Restate the data word for word and leave the images out.

═════ Material ═════

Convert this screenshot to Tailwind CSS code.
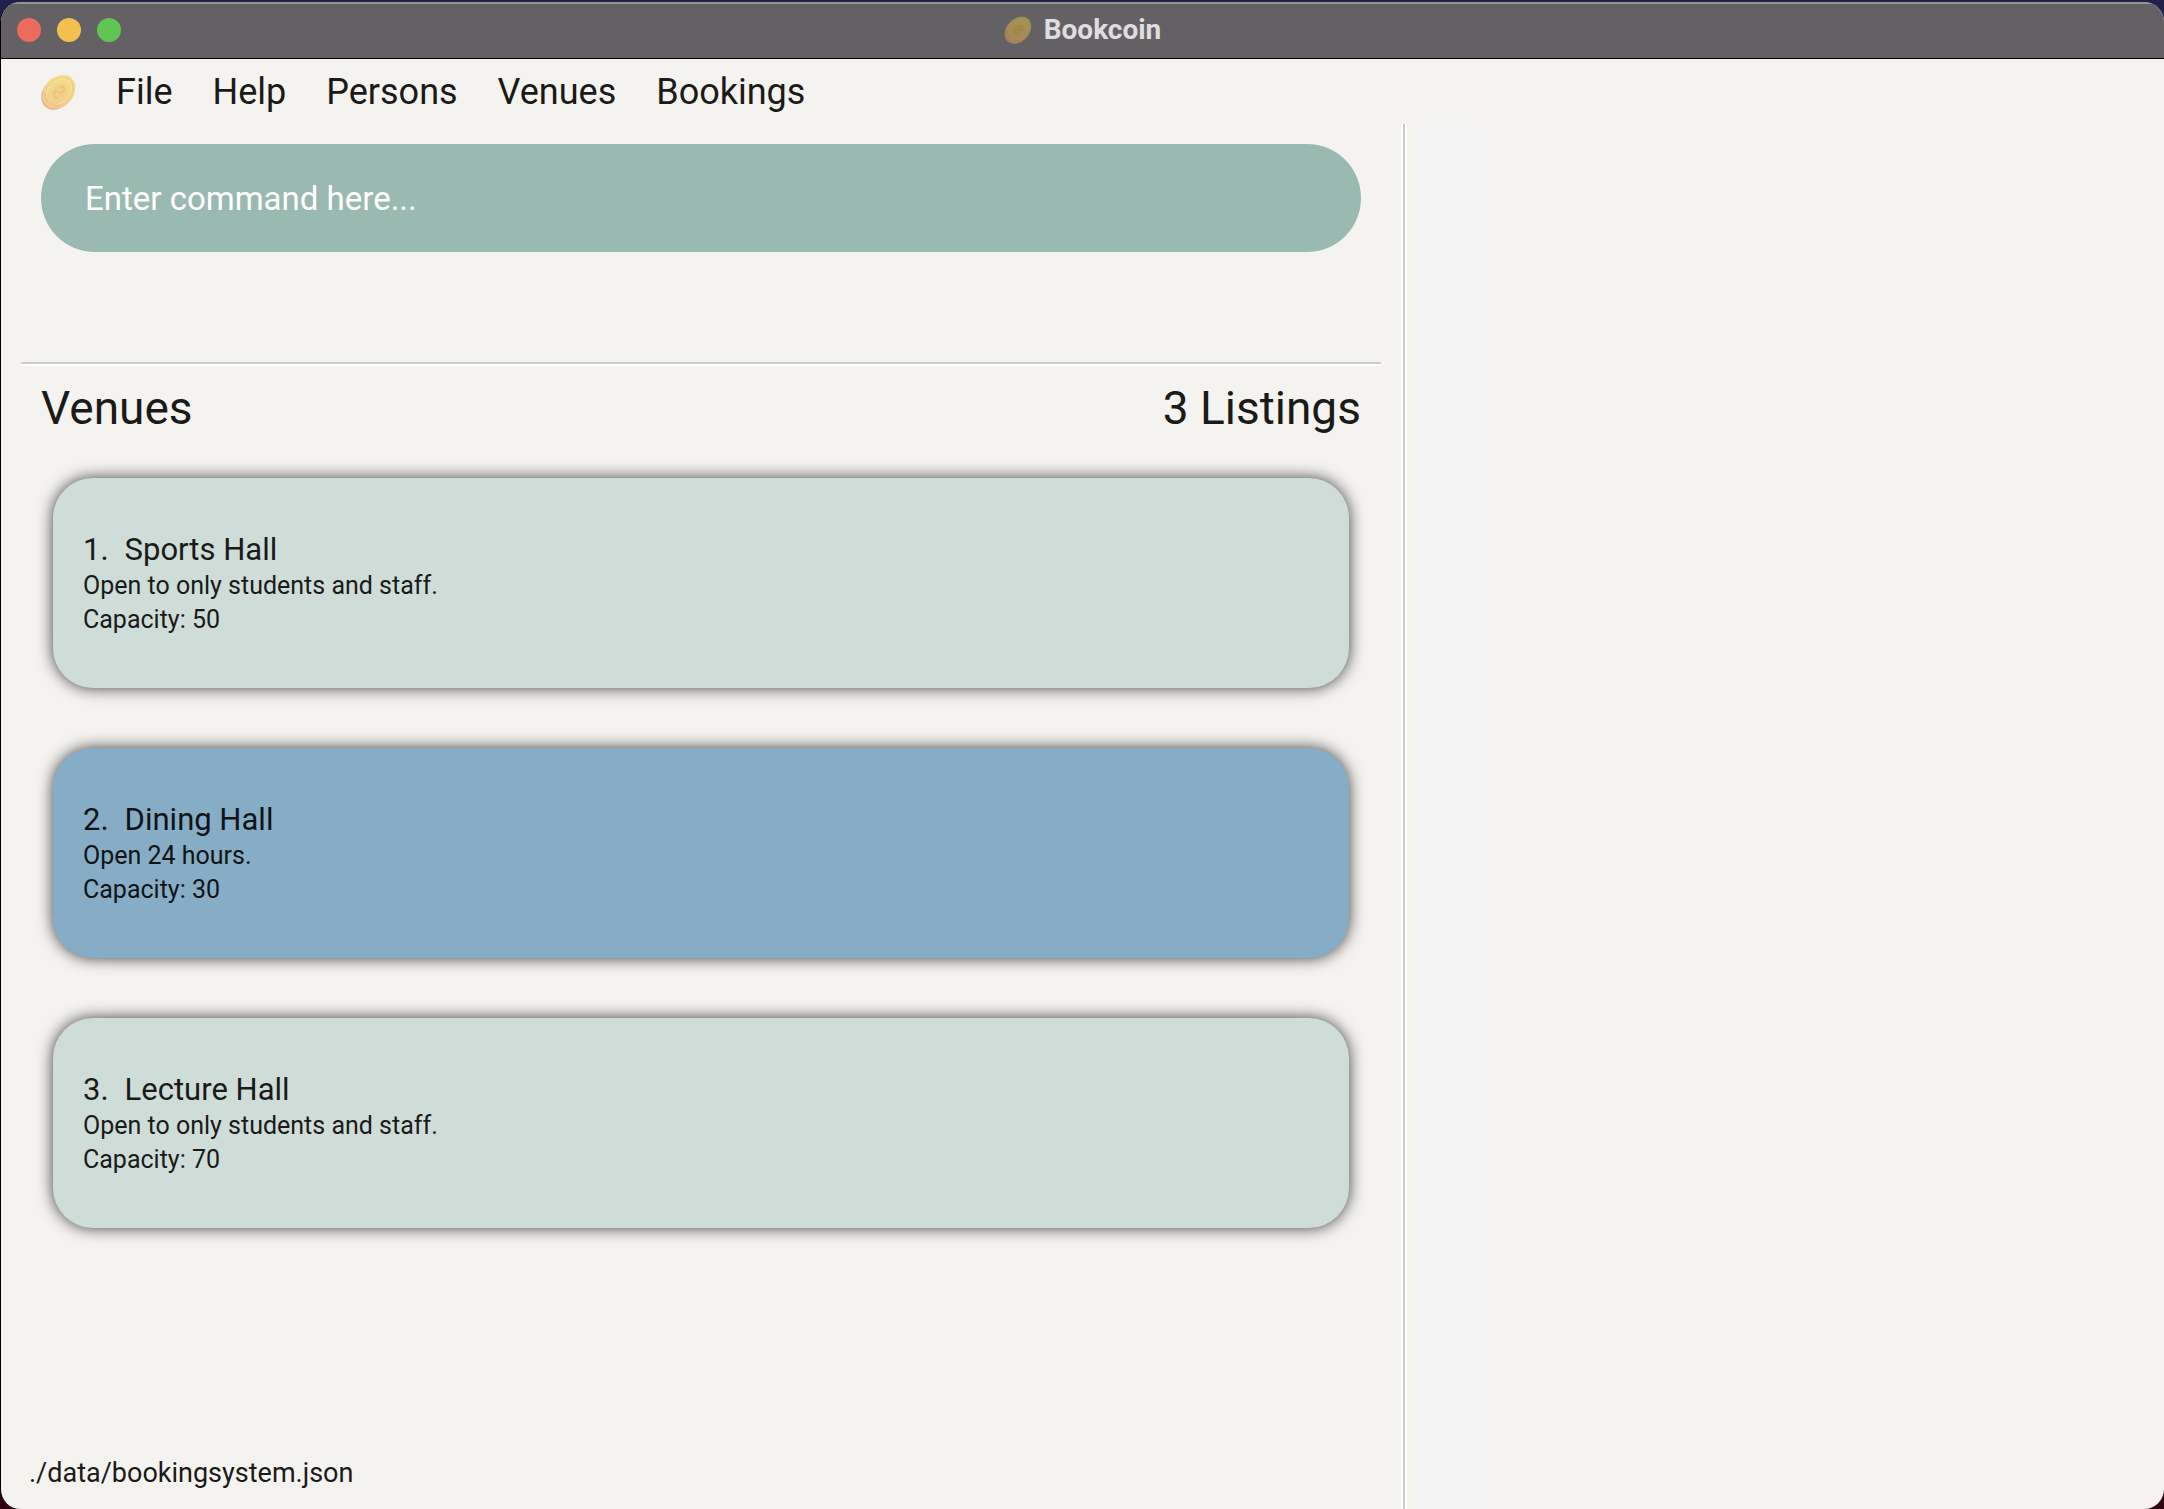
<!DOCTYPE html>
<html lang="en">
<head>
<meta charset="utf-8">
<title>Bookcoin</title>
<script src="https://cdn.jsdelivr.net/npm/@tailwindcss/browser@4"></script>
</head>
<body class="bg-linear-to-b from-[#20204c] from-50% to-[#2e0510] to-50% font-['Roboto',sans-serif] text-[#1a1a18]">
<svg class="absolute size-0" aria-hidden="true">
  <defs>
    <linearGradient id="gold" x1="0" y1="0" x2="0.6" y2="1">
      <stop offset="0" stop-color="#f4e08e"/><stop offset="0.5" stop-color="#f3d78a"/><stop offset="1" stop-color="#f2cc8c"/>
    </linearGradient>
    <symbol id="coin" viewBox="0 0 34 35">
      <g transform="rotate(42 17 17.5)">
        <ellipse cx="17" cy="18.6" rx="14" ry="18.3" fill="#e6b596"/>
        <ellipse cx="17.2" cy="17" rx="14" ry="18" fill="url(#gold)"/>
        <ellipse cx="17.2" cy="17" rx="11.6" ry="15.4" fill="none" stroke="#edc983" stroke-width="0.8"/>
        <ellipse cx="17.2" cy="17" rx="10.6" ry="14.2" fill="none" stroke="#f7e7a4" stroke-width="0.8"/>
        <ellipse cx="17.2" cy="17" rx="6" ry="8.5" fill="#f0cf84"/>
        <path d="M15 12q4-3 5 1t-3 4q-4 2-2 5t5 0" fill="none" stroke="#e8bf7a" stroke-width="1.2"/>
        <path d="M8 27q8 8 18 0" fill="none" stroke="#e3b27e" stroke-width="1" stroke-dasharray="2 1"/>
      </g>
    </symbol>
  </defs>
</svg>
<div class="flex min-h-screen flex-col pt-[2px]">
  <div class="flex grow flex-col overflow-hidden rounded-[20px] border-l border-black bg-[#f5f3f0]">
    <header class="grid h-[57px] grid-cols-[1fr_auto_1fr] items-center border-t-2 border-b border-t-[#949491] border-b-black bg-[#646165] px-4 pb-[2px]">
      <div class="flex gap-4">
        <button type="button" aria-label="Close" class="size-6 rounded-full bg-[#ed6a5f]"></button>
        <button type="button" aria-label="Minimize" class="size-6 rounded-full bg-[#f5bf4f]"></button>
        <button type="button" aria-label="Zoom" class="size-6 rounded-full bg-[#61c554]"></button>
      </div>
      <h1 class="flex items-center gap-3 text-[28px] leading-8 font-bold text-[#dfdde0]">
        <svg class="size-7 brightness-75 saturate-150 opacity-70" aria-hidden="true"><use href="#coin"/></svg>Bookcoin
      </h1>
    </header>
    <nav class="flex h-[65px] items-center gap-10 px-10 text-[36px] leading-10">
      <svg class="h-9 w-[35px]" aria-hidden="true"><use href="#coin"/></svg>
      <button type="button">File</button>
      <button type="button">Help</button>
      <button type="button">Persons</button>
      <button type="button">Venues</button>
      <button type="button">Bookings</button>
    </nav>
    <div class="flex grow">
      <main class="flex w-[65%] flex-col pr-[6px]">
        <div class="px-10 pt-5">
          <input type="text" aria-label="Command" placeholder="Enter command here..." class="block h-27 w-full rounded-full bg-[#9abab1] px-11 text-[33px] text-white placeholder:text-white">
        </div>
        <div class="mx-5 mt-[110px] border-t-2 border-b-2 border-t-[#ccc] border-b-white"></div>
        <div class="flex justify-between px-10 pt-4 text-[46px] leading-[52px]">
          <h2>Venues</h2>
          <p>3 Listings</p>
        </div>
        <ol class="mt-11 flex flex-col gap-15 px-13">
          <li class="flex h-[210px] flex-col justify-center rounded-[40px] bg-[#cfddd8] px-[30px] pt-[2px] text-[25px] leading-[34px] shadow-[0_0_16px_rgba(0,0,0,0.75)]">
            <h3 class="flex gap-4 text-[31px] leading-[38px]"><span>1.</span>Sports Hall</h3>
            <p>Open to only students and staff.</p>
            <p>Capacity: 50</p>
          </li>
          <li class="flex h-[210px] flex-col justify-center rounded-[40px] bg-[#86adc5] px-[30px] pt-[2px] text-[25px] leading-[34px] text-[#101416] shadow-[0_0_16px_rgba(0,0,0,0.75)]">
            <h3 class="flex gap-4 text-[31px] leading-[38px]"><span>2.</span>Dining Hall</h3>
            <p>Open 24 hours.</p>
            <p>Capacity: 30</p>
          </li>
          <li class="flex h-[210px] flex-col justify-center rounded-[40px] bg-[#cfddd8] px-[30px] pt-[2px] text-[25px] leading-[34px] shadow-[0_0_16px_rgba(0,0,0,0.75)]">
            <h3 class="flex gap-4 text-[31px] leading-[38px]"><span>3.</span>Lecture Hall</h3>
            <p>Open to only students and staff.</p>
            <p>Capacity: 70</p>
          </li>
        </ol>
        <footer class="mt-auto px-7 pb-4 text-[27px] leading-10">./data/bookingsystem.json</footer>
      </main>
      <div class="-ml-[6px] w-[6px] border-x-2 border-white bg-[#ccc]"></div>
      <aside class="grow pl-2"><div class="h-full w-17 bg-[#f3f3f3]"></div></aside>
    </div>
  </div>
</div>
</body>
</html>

═════

Solution to this exercise
Convert this screenshot to Tailwind CSS code.
<!DOCTYPE html>
<html lang="en">
<head>
<meta charset="utf-8">
<title>Bookcoin</title>
<script src="https://cdn.jsdelivr.net/npm/@tailwindcss/browser@4"></script>
</head>
<body class="bg-linear-to-b from-[#20204c] from-50% to-[#2e0510] to-50% font-['Roboto',sans-serif] text-[#1a1a18]">
<svg class="absolute size-0" aria-hidden="true">
  <defs>
    <linearGradient id="gold" x1="0" y1="0" x2="0.6" y2="1">
      <stop offset="0" stop-color="#f4e08e"/><stop offset="0.5" stop-color="#f3d78a"/><stop offset="1" stop-color="#f2cc8c"/>
    </linearGradient>
    <symbol id="coin" viewBox="0 0 34 35">
      <g transform="rotate(42 17 17.5)">
        <ellipse cx="17" cy="18.6" rx="14" ry="18.3" fill="#e6b596"/>
        <ellipse cx="17.2" cy="17" rx="14" ry="18" fill="url(#gold)"/>
        <ellipse cx="17.2" cy="17" rx="11.6" ry="15.4" fill="none" stroke="#edc983" stroke-width="0.8"/>
        <ellipse cx="17.2" cy="17" rx="10.6" ry="14.2" fill="none" stroke="#f7e7a4" stroke-width="0.8"/>
        <ellipse cx="17.2" cy="17" rx="6" ry="8.5" fill="#f0cf84"/>
        <path d="M15 12q4-3 5 1t-3 4q-4 2-2 5t5 0" fill="none" stroke="#e8bf7a" stroke-width="1.2"/>
        <path d="M8 27q8 8 18 0" fill="none" stroke="#e3b27e" stroke-width="1" stroke-dasharray="2 1"/>
      </g>
    </symbol>
  </defs>
</svg>
<div class="flex min-h-screen flex-col pt-[2px]">
  <div class="flex grow flex-col overflow-hidden rounded-[20px] border-l border-black bg-[#f5f3f0]">
    <header class="grid h-[57px] grid-cols-[1fr_auto_1fr] items-center border-t-2 border-b border-t-[#949491] border-b-black bg-[#646165] px-4 pb-[2px]">
      <div class="flex gap-4">
        <button type="button" aria-label="Close" class="size-6 rounded-full bg-[#ed6a5f]"></button>
        <button type="button" aria-label="Minimize" class="size-6 rounded-full bg-[#f5bf4f]"></button>
        <button type="button" aria-label="Zoom" class="size-6 rounded-full bg-[#61c554]"></button>
      </div>
      <h1 class="flex items-center gap-3 text-[28px] leading-8 font-bold text-[#dfdde0]">
        <svg class="size-7 brightness-75 saturate-150 opacity-70" aria-hidden="true"><use href="#coin"/></svg>Bookcoin
      </h1>
    </header>
    <nav class="flex h-[65px] items-center gap-10 px-10 text-[36px] leading-10">
      <svg class="h-9 w-[35px]" aria-hidden="true"><use href="#coin"/></svg>
      <button type="button">File</button>
      <button type="button">Help</button>
      <button type="button">Persons</button>
      <button type="button">Venues</button>
      <button type="button">Bookings</button>
    </nav>
    <div class="flex grow">
      <main class="flex w-[65%] flex-col pr-[6px]">
        <div class="px-10 pt-5">
          <input type="text" aria-label="Command" placeholder="Enter command here..." class="block h-27 w-full rounded-full bg-[#9abab1] px-11 text-[33px] text-white placeholder:text-white">
        </div>
        <div class="mx-5 mt-[110px] border-t-2 border-b-2 border-t-[#ccc] border-b-white"></div>
        <div class="flex justify-between px-10 pt-4 text-[46px] leading-[52px]">
          <h2>Venues</h2>
          <p>3 Listings</p>
        </div>
        <ol class="mt-11 flex flex-col gap-15 px-13">
          <li class="flex h-[210px] flex-col justify-center rounded-[40px] bg-[#cfddd8] px-[30px] pt-[2px] text-[25px] leading-[34px] shadow-[0_0_16px_rgba(0,0,0,0.75)]">
            <h3 class="flex gap-4 text-[31px] leading-[38px]"><span>1.</span>Sports Hall</h3>
            <p>Open to only students and staff.</p>
            <p>Capacity: 50</p>
          </li>
          <li class="flex h-[210px] flex-col justify-center rounded-[40px] bg-[#86adc5] px-[30px] pt-[2px] text-[25px] leading-[34px] text-[#101416] shadow-[0_0_16px_rgba(0,0,0,0.75)]">
            <h3 class="flex gap-4 text-[31px] leading-[38px]"><span>2.</span>Dining Hall</h3>
            <p>Open 24 hours.</p>
            <p>Capacity: 30</p>
          </li>
          <li class="flex h-[210px] flex-col justify-center rounded-[40px] bg-[#cfddd8] px-[30px] pt-[2px] text-[25px] leading-[34px] shadow-[0_0_16px_rgba(0,0,0,0.75)]">
            <h3 class="flex gap-4 text-[31px] leading-[38px]"><span>3.</span>Lecture Hall</h3>
            <p>Open to only students and staff.</p>
            <p>Capacity: 70</p>
          </li>
        </ol>
        <footer class="mt-auto px-7 pb-4 text-[27px] leading-10">./data/bookingsystem.json</footer>
      </main>
      <div class="-ml-[6px] w-[6px] border-x-2 border-white bg-[#ccc]"></div>
      <aside class="grow pl-2"><div class="h-full w-17 bg-[#f3f3f3]"></div></aside>
    </div>
  </div>
</div>
</body>
</html>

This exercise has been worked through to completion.